NHS England’s primary care commissioning lead is set to merge his small York practice with other local surgeries to form a new 44,000 patient super-practice.

Dr David Geddes, speaking at a Westminster Health Forum event yesterday, told Pulse that the shift would allow them to employ a range of other health professionals to improve care for patients with multiple morbidities, including a paramedic.

At the same event GPC chair Dr Chaand Nagpaul said there were now more than 50 practices in England with more than 30,000 patients.

Last year Pulse explored the rise of the super-practice, including two behemoth Midlands ventures: the 100,000 patient, 62 partner practice at Lakeside Healthcare, East Midlands and the gigantic Our Health Partnership in Birmingham and Sutton Coldfield, which involves 200 GP partners and a list of 275,000 patients. 

In the event on new care models and the future of primary care in London, Dr Geddes said that there was going to be an increase in super-practices.

Dr Geddes said: ‘Absolutely primary care will change its model, but change isn’t an end to itself but to develop a more effective integrated care pathway for patients.

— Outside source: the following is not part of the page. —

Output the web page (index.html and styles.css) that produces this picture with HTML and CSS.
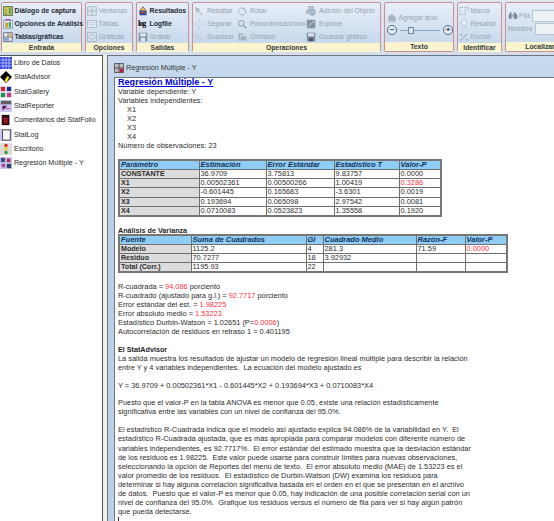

‘So federations is one solution, there will be networks. There are certainly a number of super-practices, or bigger practices developing and merging together to become 30,000 or 40,000 [patient practices].’

‘My own practice, which is currently 5,200 [patients] merges later this year to become 44,000 but that in itself, is not the answer.’

Dr Geddes told Pulse that workforce crisis affecting large parts of UK general practice were beginning to be felt in York. And he hoped the move to working at scale change would allow them to bring in other professionals to manage workload and offer combined appointments for complex patients.

He said: ‘‘We’re getting a paramedic, that’s a bit of an experiment we don’t really know how it’ll work but they’ll do visits and things like that.

‘There is a risk of duplication, but that’s about having the information, ensuring notes are well written so it can be picked up.

‘We need to do better – and this is a change – that I can take up where the nurse has left off. So we’re working in a more joined up fashion, and for the patients that conversation is picked up.’

GPC chair Dr Chaand Nagpaul presented a slide showing there were more then 50 practices with 30,000 patients in England now.

He told delegates that working at scale can provide a buffer to support practices including managing workload and enabling a practice group to employ a broader range of professions.

He added: ‘This is happening already, we know that none of these ideas are new but it’s happening haphazardly, and it’s happening on the ground as we speak. Whether it’s creating super-partnerships, federations, Devo-Man and others, MCPs and PACs, trusts entering into arrangements with GP practices. There is a bottom up and a national approach to working at scale.’

What is a super-practice?

Often formed by a series of list mergers, super-practices are typically run by a small group of elected or appointed partners.

The GPC defines it as one GP practice covering a very large patient population, potentially in excess of 100,000, and which operates from a number of sites despite being a single organisation.

The GPC said in its vision for the future that super-practices could be one of the few ways of ensuring the ‘core principles’ of general practice are retained, with GP list sizes growing by 28% since 2002.

And NHS England is keen for these larger GP organisations to take on new functions. NHS England chief executive Simon Stevens said accountable care organisations are the future, saying it was ‘mission-critical’ to ‘blur the old boundaries between GP and hospital care’.